Smart Speakers, Smarter Protection

Whether you’re looking to try a new recipe, dimming the lights in your living room, or curious about the species of bacteria living inside your mouth, Amazon Alexa has got you covered. With a simple voice command, Alexa’s ability to perform various tasks or answer questions has made it widely popular, with over 40 million users in the United States alone. Despite the convenience smart speakers like Alexa offer, these devices have also raised some privacy concerns. 

Amazon has been known to collect data on users which includes their shopping habits, preferences, and even their location for personalized marketing. But that’s not all. When using waking words such as “Hey Alexa” to activate smart speakers, the audio of your voice command is also recorded and stored, becoming Amazon’s property. This means that Amazon owns your voice audio and can do whatever they want with it. 

“Big tech companies are using our personal information. We’re less like customers and more like their product,” says graduate student Brian Testa ’24. “I’ve always been sensitive to that. I don’t use a lot of technology at home for that reason.” 

Using voice data, companies like Amazon and Google have now developed technology that poses even more threats to privacy: AI and machine learning that can determine people’s emotional state or mood from their voice. This patented technology can even pick up on feelings from emotionally neutral phrases like “What’s the weather?” Since there are no laws in place to prevent this, there’s no protection against it. 

“In the US for the last five to 10 years, lots of researchers have been working on how they can use voice to infer emotions, mood or even mental health,” says assistant professor in electrical engineering and computer science, Asif Salekin. “In my own lab, we have previous works on tech that can infer mental disorders like depression, social anxiety, manic disorder, and even suicidal tendencies from one’s voice.” 

While this technology can be useful in certain circumstances, most users, if not all, have not consented to having their emotions detected by smart speakers. These privacy concerns led Testa, Professor Salekin, graduate students Harshit Sharma ’26 and Yi Xiao 26, and undergraduate student Avery Gump ’24 to begin researching ways to protect users’ privacy from smart speakers. 

“Consent is key,” Salekin says. “We’d still like to use smart speakers since they’re quite useful – I have them in my own home. This project was about finding a way to use these devices without giving companies the power to exploit us.” 

Led by Testa, the group conducted extensive research and developed a device that can be attached to a smart speaker or downloaded as software onto a laptop.

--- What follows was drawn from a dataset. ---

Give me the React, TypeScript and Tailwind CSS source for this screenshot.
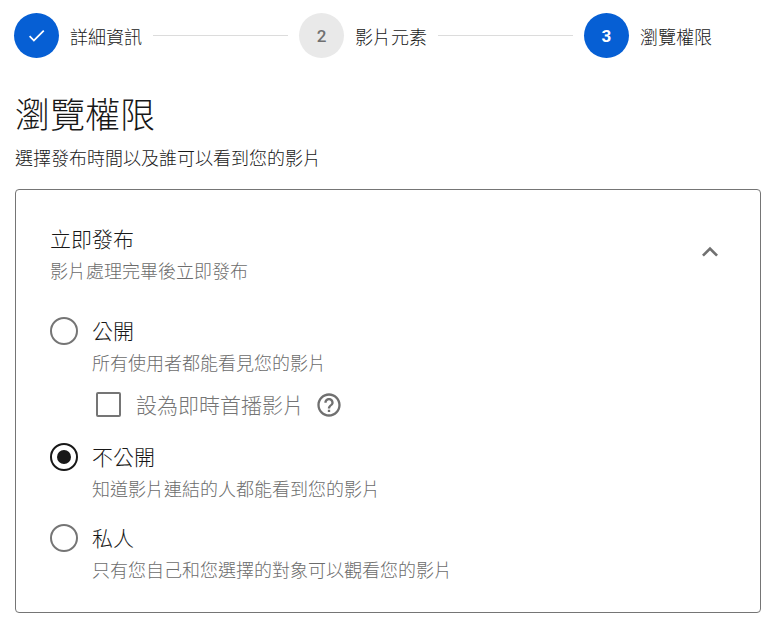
import { useState } from "react";

const steps = [
  { n: 1, label: "詳細資訊", state: "done" },
  { n: 2, label: "影片元素", state: "todo" },
  { n: 3, label: "瀏覽權限", state: "current" },
];

const options = [
  { id: "public", label: "公開", hint: "所有使用者都能看見您的影片" },
  { id: "unlisted", label: "不公開", hint: "知道影片連結的人都能看到您的影片" },
  { id: "private", label: "私人", hint: "只有您自己和您選擇的對象可以觀看您的影片" },
];

function Stepper() {
  return (
    <ol className="flex items-center gap-[11px] pl-3.5 pr-[65px]">
      {steps.map((s, i) => (
        <li
          key={s.n}
          className={`flex items-center gap-[11px] ${i < steps.length - 1 ? "flex-1" : ""}`}
        >
          <span
            className={`flex size-[45px] shrink-0 items-center justify-center rounded-full pt-0.5 font-[Roboto,sans-serif] text-[17px] ${
              s.state === "todo"
                ? "bg-[#e9e9e9] font-medium text-[#707070]"
                : "bg-[#065fd4] font-bold text-white"
            }`}
          >
            {s.state === "done" ? (
              <svg className="mb-0.5 size-[21px]" viewBox="0 0 24 24" fill="currentColor" aria-hidden="true">
                <path d="M9 16.17 4.83 12l-1.42 1.41L9 19 21 7l-1.41-1.41z" />
              </svg>
            ) : (
              s.n
            )}
          </span>
          <span className="whitespace-nowrap text-lg text-[#181818]">{s.label}</span>
          {i < steps.length - 1 && <span className="h-px flex-1 bg-[#dcdcdc]" />}
        </li>
      ))}
    </ol>
  );
}

export default function App() {
  const [open, setOpen] = useState(true);
  const [visibility, setVisibility] = useState("unlisted");
  const [premiere, setPremiere] = useState(false);

  return (
    <main className="bg-white pt-[13px] pb-2 font-['Noto_Sans_CJK_TC',sans-serif] font-light text-[#181818]">
      <Stepper />

      <div className="pl-[15px] pr-4">
        <h1 className="mt-[31px] text-[35px] leading-12 font-light">瀏覽權限</h1>
        <p className="mt-1.5 text-lg leading-7">選擇發布時間以及誰可以看到您的影片</p>

        <section className="mt-[18px] rounded border border-[#757575] px-[34px] pt-8 pb-[27px]">
          <div className="flex items-center justify-between">
            <div>
              <h2 className="text-[21px] leading-8 font-light">立即發布</h2>
              <p className="text-lg leading-8 text-[#6c6c6c]">影片處理完畢後立即發布</p>
            </div>
            <button
              type="button"
              aria-label="立即發布"
              aria-expanded={open}
              onClick={() => setOpen(!open)}
              className="mb-1 text-[#707070]"
            >
              <svg
                className={`size-8 ${open ? "" : "rotate-180"}`}
                viewBox="0 0 24 24"
                fill="currentColor"
                aria-hidden="true"
              >
                <path d="M12 8l-6 6 1.41 1.41L12 10.83l4.59 4.58L18 14z" />
              </svg>
            </button>
          </div>

          {open && (
            <div className="mt-7 flex flex-col gap-[17px]">
              {options.map((o) => (
                <div key={o.id}>
                  <div className="flex gap-3.5">
                    <input
                      type="radio"
                      name="visibility"
                      id={o.id}
                      checked={visibility === o.id}
                      onChange={() => setVisibility(o.id)}
                      className="mt-[3px] size-7 shrink-0 appearance-none rounded-full border-2 border-[#757575] bg-clip-content p-[5px] checked:border-[#181818] checked:bg-[#181818]"
                    />
                    <label htmlFor={o.id} className="block">
                      <span className="block text-[21px] leading-8">{o.label}</span>
                      <span className="block text-lg leading-8 text-[#6c6c6c]">{o.hint}</span>
                    </label>
                  </div>
                  {o.id === "public" && (
                    <div className="mt-2 flex h-[37px] items-center pl-[46px] text-[#757575]">
                      <input
                        type="checkbox"
                        id="premiere"
                        checked={premiere}
                        onChange={(e) => setPremiere(e.target.checked)}
                        className="size-[25px] shrink-0 appearance-none rounded-xs border-2 border-[#757575] checked:bg-[#757575]"
                      />
                      <label htmlFor="premiere" className="ml-[15px] pb-0.5 text-[21px] leading-8">
                        設為即時首播影片
                      </label>
                      <button type="button" aria-label="說明" className="ml-[11px] text-[#707070]">
                        <svg className="size-7" viewBox="0 0 24 24" fill="currentColor" aria-hidden="true">
                          <path d="M11 18h2v-2h-2v2zm1-16C6.48 2 2 6.48 2 12s4.48 10 10 10 10-4.48 10-10S17.52 2 12 2zm0 18c-4.41 0-8-3.59-8-8s3.59-8 8-8 8 3.59 8 8-3.59 8-8 8zm0-14c-2.21 0-4 1.79-4 4h2c0-1.1.9-2 2-2s2 .9 2 2c0 2-3 1.75-3 5h2c0-2.25 3-2.5 3-5 0-2.21-1.79-4-4-4z" />
                        </svg>
                      </button>
                    </div>
                  )}
                </div>
              ))}
            </div>
          )}
        </section>
      </div>
    </main>
  );
}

This device emits a mild noise that only the smart speaker can hear and masks the emotional tone in your voice, providing a new level of privacy protection for concerned users.

“Through the use of a speech emotion recognition (SER) classifier, a smart speaker can analyze how people are feeling based on how they sound. We created a microphone device that listens for the wake word ‘Hey Alexa’”, Testa says. “When the smart speaker activates, our device activates too and begins to emit a noise that disrupts the smart speaker from detecting your emotions. However, only the smart speaker hears this noise.”  

Currently, their device masks your emotional state by presenting it as a completely different emotion. When you speak, the smart speaker may detect from your voice that you’re sad, angry, or frustrated when you’re not feeling any of these emotions. This unpredictability makes it difficult for smart speakers to accurately determine your true emotions or mood and also prevents machine learning from picking up on any patterns and mood correlations. The group hopes to improve the device’s functionality by making it mask your emotions as neutral rather than presenting them as a different emotion. 

“To create the mild noise our device emits, we utilized genetic programming to identify a combination of specific frequencies that disrupt the smart speaker from determining a person’s mood,” Salekin says. “Only the speaker hears this noise, but it can hear your speech commands clearly, so the utility of the smart speaker remains intact.”  

Though the sound is only detected by the smart speaker, the group wanted to see how loud it would be when the device is used. Testa played the sound in the lab when Professor Salekin was having a meeting and Salekin didn’t even realize it was playing, which showed that the noise wasn’t disruptive. Additionally, they also conducted a survey with others to see if the noise was loud enough to be disruptive. 

Testa, Salekin, Sharma, Xiao, and Gump are currently working on patent submissions, form factors, and speaking with companies about commercializing their device. What sets their patent apart from similar concepts is that while past technology focused on determining people’s moods or emotions, their technology is all about protecting them. This unique approach makes their device the first of its kind.

“It was a fun project,” Testa says. “This paper was published by me and as the first listed author, I’m excited about it. I’ve been working towards my Ph.D., and this is another step towards that goal.”  

“Working with the students in real-world applications and research with real results was exciting,” Salekin says. “This research has many components and the collaboration between us was great. We’re excited to see what the future for this tech holds.”